12. It has also to be noted that sub-rule (2) of Rule 5 of Order (IX) of the Code makes a clear provision that the plaintiff can file a fresh suit subject to the law of limitation. That means, the plaintiff was not without any remedy. He could have filed fresh suit against defendant No. 2 provided the same was within the period of limitation, and in such circumstances, there was no need for the Court to exercise inherent jurisdiction u/s 151 of the Code to set aside the order of dismissal of the suit as against defendant No. 2. If the suit claim of the plaintiff had been within the period of limitation on the said date, then he could very well have proceeded against defendant No. 2 by filing fresh suit and if the suit claim of the plaintiff had gone out of the period of limitation on the said date, then the Court cannot bring such claim within the period of limitation by exercising inherent jurisdiction u/s 151 of the Code.

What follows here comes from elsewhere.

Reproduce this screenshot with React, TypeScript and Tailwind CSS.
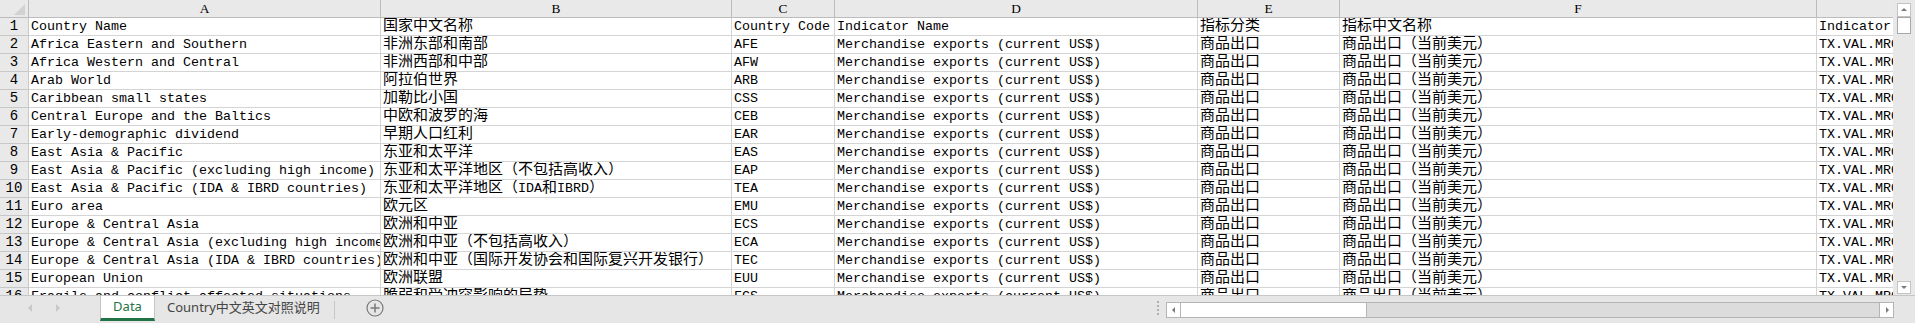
import type { ReactNode } from "react";

const cols = [
  { key: "A", w: "w-[352px]" },
  { key: "B", w: "w-[351px]" },
  { key: "C", w: "w-[103px]" },
  { key: "D", w: "w-[363px]" },
  { key: "E", w: "w-[142px]" },
  { key: "F", w: "w-[477px]" },
  { key: "G", w: "w-[210px]" },
];

const ind = "Merchandise exports (current US$)";
const code = "TX.VAL.MRCH.CD.WT";

const rows: string[][] = [
  ["Country Name", "国家中文名称", "Country Code", "Indicator Name", "指标分类", "指标中文名称", "Indicator Code"],
  ["Africa Eastern and Southern", "非洲东部和南部", "AFE"],
  ["Africa Western and Central", "非洲西部和中部", "AFW"],
  ["Arab World", "阿拉伯世界", "ARB"],
  ["Caribbean small states", "加勒比小国", "CSS"],
  ["Central Europe and the Baltics", "中欧和波罗的海", "CEB"],
  ["Early-demographic dividend", "早期人口红利", "EAR"],
  ["East Asia & Pacific", "东亚和太平洋", "EAS"],
  ["East Asia & Pacific (excluding high income)", "东亚和太平洋地区（不包括高收入）", "EAP"],
  ["East Asia & Pacific (IDA & IBRD countries)", "东亚和太平洋地区（IDA和IBRD）", "TEA"],
  ["Euro area", "欧元区", "EMU"],
  ["Europe & Central Asia", "欧洲和中亚", "ECS"],
  ["Europe & Central Asia (excluding high income)", "欧洲和中亚（不包括高收入）", "ECA"],
  ["Europe & Central Asia (IDA & IBRD countries)", "欧洲和中亚（国际开发协会和国际复兴开发银行）", "TEC"],
  ["European Union", "欧洲联盟", "EUU"],
  ["Fragile and conflict affected situations", "脆弱和受冲突影响的局势", "FCS"],
].map((r) => (r.length === 3 ? [...r, ind, "商品出口", "商品出口（当前美元）", code] : r));

// CJK runs are a bit wider than the latin half-width glyphs
function Txt({ s }: { s: string }) {
  const parts = s.split(/([\u3000-\u9fff\uff00-\uffef]+)/);
  return (
    <>
      {parts.map((p, i) =>
        i % 2 ? (
          <span key={i} className="text-[15px]">
            {p}
          </span>
        ) : (
          p
        )
      )}
    </>
  );
}

function Cell({ w, children }: { w: string; children: ReactNode }) {
  return (
    <div className={`${w} shrink-0 overflow-hidden whitespace-nowrap border-r border-b border-[#d4d4d4] pl-[2px] leading-[17px]`}>
      {children}
    </div>
  );
}

function Arrow({ dir }: { dir: "up" | "down" | "left" | "right" }) {
  const pts = {
    up: "2,6 8,6 5,3",
    down: "2,3 8,3 5,6",
    left: "6,2 6,8 3,5",
    right: "4,2 4,8 7,5",
  }[dir];
  return (
    <svg width="10" height="10" viewBox="0 0 10 10">
      <polygon points={pts} fill="#7a7a7a" />
    </svg>
  );
}

export default function App() {
  return (
    <div className="flex h-[323px] w-[1915px] flex-col overflow-hidden bg-white text-[13.33px] text-black" style={{ fontFamily: '"Liberation Mono", "Noto Sans CJK SC", monospace' }}>
      <div className="flex h-[295px]">
        <div className="w-[1893px] overflow-hidden">
          {/* column headers */}
          <div className="flex h-[18px] bg-[#e9e9e9]">
            <div className="flex h-[18px] w-[29px] shrink-0 items-end justify-end border-r border-b border-[#bcbcbc] pr-[3px] pb-[2px]">
              <svg width="11" height="11" viewBox="0 0 11 11">
                <polygon points="0,11 11,11 11,0" fill="#d2d2d2" />
              </svg>
            </div>
            {cols.map((c) => (
              <div key={c.key} className={`${c.w} shrink-0 border-r border-b border-[#bcbcbc] text-center leading-[17px]`} style={{ fontFamily: '"Liberation Serif", serif' }}>
                {c.key}
              </div>
            ))}
          </div>
          {rows.map((r, i) => (
            <div key={i} className="flex h-[18px]">
              <div className="w-[29px] shrink-0 border-r border-b border-[#c8c8c8] bg-[#e9e9e9] text-center text-[14px] leading-[17px]">
                {i + 1}
              </div>
              {cols.map((c, j) => (
                <Cell key={c.key} w={c.w}>
                  <Txt s={r[j]} />
                </Cell>
              ))}
            </div>
          ))}
        </div>
        {/* vertical scrollbar */}
        <div className="flex w-[22px] flex-col bg-[#e8e8e8] pl-[4px] pt-[3px]">
          <div className="flex h-[14px] w-[14px] items-center justify-center border border-[#c4c4c4] bg-white">
            <Arrow dir="up" />
          </div>
          <div className="h-[17px] w-[14px] border border-[#a8a8a8] bg-white" />
          <div className="flex-1" />
          <div className="mb-[1px] flex h-[13px] w-[14px] items-center justify-center border border-[#c4c4c4] bg-white">
            <Arrow dir="down" />
          </div>
        </div>
      </div>

      {/* sheet tabs + horizontal scrollbar */}
      <div className="flex h-[28px] items-start border-t border-[#c6c6c6] bg-[#e6e6e6] text-[13px] whitespace-nowrap" style={{ fontFamily: '"Noto Sans", "Noto Sans CJK SC", sans-serif' }}>
        <div className="flex h-[24px] w-[100px] items-center gap-[20px] pl-[26px]">
          <svg width="8" height="10" viewBox="0 0 8 10">
            <polygon points="6,1 6,9 2,5" fill="#c8c8c8" />
          </svg>
          <svg width="8" height="10" viewBox="0 0 8 10">
            <polygon points="2,1 2,9 6,5" fill="#c8c8c8" />
          </svg>
        </div>
        <div className="flex h-[25px] w-[55px] items-center justify-center border-x border-b-[3px] border-x-[#c6c6c6] border-b-[#217346] bg-white text-[#217346]">
          Data
        </div>
        <div className="flex h-[24px] w-[179px] items-center pl-[12px] text-[#444]">
          Country中文英文对照说明
        </div>
        <div className="mt-[5px] h-[18px] w-px bg-[#c6c6c6]" />
        <div className="flex h-[24px] w-[80px] items-center pl-[31px]">
          <svg width="18" height="18" viewBox="0 0 18 18">
            <circle cx="9" cy="9" r="8" fill="none" stroke="#7a7a7a" strokeWidth="1.2" />
            <path d="M9 4.5v9M4.5 9h9" stroke="#7a7a7a" strokeWidth="1.5" />
          </svg>
        </div>
        <div className="flex-1" />
        <div className="flex h-[24px] w-[16px] flex-col items-center justify-center gap-[2px]">
          <div className="h-[2px] w-[2px] bg-[#b0b0b0]" />
          <div className="h-[2px] w-[2px] bg-[#b0b0b0]" />
          <div className="h-[2px] w-[2px] bg-[#b0b0b0]" />
          <div className="h-[2px] w-[2px] bg-[#b0b0b0]" />
        </div>
        <div className="mt-[6px] flex h-[16px] w-[728px] border border-[#b5b5b5] bg-[#dcdcdc]">
          <div className="flex w-[14px] items-center justify-center border-r border-[#b5b5b5] bg-white">
            <Arrow dir="left" />
          </div>
          <div className="w-[186px] border-r border-[#b5b5b5] bg-white" />
          <div className="flex-1" />
          <div className="flex w-[14px] items-center justify-center border-l border-[#b5b5b5] bg-white">
            <Arrow dir="right" />
          </div>
        </div>
        <div className="w-[21px]" />
      </div>
    </div>
  );
}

In view of the aforesaid facts and circumstances of the present case and in light of the judgment referred above, this Court is of the view that the learned Court below has not properly appreciated and considered the provision as contained in sub-rule (2) of Rule 5 of Order (IX), C.P.C. and therefore, the order impugned dated 22.12.2009 requires to be set aside. Accordingly this revision application is allowed and order dated 22.12.2009 is hereby set aside.